Everyone knows about the Hindenburg crash, but I did not recall that the English tried building their own passenger airships, the R100 and R101, one of which met a similar fate.
This was brought to my attention by a great series of photos at a Retronaut post from November last year of the interior of the R100. Here are some examples:
The first trip did not go so smoothly:
After a series of tests, the R-100 embarked on her first great voyage. Originally planned for India, the destination was changed to Canada over concerns about the engines’ performance in tropical heat. The R-100 departed from England on July 29, 1930, arriving at Quebec Airport 78 hours later.
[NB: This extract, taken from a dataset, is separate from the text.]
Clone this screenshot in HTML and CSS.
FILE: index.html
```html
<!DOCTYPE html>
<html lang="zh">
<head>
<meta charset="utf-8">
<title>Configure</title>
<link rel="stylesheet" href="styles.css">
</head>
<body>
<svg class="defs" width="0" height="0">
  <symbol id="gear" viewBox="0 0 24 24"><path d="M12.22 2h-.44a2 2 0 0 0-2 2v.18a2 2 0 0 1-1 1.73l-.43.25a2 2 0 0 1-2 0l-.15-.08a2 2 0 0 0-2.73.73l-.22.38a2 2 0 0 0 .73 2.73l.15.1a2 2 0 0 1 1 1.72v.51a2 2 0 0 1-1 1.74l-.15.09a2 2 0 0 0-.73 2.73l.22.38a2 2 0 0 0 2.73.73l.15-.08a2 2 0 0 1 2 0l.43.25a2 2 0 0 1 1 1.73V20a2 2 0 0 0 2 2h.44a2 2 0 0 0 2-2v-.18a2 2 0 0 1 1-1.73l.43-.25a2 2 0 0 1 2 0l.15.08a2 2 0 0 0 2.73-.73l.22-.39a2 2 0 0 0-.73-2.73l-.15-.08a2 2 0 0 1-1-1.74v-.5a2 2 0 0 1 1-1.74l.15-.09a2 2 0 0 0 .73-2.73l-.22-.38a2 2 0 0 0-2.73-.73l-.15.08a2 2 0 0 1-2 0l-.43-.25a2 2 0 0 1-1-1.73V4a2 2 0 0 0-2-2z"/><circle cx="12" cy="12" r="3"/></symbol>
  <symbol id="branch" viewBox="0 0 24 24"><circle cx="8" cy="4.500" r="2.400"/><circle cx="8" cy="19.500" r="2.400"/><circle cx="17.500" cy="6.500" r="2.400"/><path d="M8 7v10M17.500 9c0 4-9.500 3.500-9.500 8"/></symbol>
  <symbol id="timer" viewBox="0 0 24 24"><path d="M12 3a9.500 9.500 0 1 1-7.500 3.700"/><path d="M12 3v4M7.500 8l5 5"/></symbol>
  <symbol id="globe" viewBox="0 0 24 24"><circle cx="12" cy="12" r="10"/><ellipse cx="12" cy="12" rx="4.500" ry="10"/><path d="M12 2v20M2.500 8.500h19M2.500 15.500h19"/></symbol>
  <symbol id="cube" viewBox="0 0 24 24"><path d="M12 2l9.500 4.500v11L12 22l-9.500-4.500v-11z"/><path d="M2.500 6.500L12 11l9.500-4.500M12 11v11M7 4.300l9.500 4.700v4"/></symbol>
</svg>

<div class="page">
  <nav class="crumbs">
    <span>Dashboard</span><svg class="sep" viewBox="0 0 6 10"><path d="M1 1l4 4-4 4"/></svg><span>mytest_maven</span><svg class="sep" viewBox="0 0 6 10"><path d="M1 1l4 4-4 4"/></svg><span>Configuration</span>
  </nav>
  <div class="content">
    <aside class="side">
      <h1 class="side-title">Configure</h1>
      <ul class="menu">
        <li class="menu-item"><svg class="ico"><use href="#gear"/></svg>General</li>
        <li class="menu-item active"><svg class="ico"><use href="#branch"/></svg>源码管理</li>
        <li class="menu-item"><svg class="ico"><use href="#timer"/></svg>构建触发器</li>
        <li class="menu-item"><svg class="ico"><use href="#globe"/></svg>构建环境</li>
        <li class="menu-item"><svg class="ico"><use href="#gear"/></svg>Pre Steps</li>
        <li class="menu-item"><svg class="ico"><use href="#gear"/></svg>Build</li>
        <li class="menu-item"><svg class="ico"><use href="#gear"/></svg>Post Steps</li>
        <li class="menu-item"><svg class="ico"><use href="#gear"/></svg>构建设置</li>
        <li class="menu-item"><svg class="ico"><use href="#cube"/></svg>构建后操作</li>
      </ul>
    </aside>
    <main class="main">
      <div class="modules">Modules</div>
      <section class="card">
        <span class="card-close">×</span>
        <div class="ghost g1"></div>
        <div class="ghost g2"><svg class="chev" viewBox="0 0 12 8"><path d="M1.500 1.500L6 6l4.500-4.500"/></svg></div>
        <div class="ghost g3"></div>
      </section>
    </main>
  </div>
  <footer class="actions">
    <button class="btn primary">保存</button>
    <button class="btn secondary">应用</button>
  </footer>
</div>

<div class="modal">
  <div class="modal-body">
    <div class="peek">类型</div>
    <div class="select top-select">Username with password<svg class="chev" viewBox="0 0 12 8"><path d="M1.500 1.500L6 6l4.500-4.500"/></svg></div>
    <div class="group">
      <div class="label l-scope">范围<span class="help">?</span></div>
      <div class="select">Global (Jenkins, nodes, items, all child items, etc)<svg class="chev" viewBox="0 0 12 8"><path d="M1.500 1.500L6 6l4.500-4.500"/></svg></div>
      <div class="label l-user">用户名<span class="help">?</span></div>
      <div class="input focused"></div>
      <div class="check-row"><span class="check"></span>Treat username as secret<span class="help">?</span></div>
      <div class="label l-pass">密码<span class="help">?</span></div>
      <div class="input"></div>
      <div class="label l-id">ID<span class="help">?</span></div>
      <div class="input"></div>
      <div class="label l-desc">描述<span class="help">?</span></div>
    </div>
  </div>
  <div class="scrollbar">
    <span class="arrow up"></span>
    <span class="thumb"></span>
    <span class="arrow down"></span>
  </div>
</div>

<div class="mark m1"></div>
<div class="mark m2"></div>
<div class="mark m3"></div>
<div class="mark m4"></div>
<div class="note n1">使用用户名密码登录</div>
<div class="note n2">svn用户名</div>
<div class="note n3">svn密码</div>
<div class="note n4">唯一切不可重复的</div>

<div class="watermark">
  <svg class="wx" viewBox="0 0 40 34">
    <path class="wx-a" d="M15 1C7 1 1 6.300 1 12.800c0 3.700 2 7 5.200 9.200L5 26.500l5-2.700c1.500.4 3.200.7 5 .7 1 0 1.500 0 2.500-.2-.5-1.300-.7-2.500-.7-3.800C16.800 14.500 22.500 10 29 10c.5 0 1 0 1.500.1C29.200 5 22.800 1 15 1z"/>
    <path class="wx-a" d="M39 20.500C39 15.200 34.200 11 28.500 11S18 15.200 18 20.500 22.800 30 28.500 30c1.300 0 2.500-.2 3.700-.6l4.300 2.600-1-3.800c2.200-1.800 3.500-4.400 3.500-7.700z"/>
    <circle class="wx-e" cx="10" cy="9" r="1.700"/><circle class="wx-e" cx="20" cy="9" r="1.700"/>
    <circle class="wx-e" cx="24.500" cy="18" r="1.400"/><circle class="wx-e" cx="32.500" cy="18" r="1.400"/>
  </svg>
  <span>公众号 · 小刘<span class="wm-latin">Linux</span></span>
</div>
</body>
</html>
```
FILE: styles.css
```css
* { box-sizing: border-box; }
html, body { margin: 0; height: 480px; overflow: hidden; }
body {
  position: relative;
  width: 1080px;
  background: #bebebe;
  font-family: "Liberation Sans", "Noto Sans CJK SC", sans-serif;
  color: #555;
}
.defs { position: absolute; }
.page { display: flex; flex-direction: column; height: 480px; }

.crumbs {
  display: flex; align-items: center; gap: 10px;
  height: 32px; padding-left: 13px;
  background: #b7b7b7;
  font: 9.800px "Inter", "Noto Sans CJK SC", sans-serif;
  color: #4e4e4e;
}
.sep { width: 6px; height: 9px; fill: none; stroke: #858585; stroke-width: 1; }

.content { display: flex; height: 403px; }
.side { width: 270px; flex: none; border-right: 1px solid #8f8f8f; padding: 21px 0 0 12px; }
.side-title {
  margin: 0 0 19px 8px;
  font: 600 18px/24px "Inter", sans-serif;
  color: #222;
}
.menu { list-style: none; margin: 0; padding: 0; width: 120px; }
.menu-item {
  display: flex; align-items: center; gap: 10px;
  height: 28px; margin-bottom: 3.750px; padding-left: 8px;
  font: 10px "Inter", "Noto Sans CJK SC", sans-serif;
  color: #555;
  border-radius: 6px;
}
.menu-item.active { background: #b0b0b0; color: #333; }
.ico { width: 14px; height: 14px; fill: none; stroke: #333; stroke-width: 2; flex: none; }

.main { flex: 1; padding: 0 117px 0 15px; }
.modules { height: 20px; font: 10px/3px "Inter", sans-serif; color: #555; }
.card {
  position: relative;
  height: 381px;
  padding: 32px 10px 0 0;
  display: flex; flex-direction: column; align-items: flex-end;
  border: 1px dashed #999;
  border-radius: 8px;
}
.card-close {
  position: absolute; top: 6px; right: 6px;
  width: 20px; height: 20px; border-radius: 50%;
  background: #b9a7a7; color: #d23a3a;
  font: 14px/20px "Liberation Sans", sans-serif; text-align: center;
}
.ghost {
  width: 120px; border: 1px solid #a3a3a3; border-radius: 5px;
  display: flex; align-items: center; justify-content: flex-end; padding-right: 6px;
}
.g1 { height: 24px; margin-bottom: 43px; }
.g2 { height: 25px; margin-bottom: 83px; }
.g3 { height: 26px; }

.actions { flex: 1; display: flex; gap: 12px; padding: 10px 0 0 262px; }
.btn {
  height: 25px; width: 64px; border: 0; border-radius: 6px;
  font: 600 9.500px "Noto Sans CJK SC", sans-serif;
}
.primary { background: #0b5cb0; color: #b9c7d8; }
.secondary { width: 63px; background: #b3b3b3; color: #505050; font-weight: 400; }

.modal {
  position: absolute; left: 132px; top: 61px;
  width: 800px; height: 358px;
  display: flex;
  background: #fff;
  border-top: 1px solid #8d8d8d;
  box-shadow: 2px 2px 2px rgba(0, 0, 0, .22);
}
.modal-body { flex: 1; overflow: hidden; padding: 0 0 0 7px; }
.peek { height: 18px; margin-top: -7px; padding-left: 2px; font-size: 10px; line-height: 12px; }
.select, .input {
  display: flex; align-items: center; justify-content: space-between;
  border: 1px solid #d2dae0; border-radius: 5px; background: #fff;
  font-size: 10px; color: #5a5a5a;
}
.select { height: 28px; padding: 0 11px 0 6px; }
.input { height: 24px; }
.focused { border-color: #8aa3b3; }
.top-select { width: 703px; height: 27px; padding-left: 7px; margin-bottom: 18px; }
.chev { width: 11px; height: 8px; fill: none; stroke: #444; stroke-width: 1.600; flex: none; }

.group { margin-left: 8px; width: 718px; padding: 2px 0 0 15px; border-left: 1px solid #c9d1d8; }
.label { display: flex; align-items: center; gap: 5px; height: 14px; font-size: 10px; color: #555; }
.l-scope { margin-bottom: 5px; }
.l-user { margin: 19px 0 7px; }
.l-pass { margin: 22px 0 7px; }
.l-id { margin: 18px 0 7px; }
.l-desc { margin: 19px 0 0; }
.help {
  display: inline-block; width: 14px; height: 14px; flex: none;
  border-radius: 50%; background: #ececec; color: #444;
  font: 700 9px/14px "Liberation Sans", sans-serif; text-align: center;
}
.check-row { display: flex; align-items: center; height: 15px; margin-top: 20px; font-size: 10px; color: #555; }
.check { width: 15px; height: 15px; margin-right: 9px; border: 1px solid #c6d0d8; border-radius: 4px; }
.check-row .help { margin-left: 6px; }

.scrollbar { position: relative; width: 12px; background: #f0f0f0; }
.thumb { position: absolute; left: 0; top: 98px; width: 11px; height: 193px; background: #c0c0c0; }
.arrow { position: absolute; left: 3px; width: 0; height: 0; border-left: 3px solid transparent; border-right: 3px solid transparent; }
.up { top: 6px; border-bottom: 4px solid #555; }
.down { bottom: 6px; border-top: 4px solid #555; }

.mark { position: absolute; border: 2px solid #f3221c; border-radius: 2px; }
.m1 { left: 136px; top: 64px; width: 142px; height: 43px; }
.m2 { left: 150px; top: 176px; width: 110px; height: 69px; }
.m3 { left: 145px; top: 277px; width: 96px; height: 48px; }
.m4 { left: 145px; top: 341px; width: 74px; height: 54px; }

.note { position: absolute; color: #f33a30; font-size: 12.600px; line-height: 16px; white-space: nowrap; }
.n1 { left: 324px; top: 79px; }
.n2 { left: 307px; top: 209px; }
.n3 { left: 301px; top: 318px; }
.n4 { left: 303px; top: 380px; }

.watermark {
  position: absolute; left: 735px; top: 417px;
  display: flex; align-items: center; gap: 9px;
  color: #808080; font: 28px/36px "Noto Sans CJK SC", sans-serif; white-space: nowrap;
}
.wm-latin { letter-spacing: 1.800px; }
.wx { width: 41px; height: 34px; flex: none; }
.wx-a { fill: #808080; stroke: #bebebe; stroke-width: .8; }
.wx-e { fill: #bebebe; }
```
It flew some short flights in the area and returned to the UK on Aug. 16.And then, the R101 met the same fate as the Hindenburg:
There were a few minor hitches on the journey. A storm caused the outer membrane to rupture, which had to be repaired in-flight and replaced in Montreal. The galley’s electric oven also broke down due to water damage on the way back.
Meanwhile, on Oct. 4, 1930, the R-101 set off for a voyage to India. It crashed in France due to bad weather, killing 48 of the 54 passengers and crew, including several major figures of British aviation.The Wikipedia article on the R101 gives a lot of detail.
Is it just me, or is this (other) nail in the coffin of hydrogen lofted airships not very well known?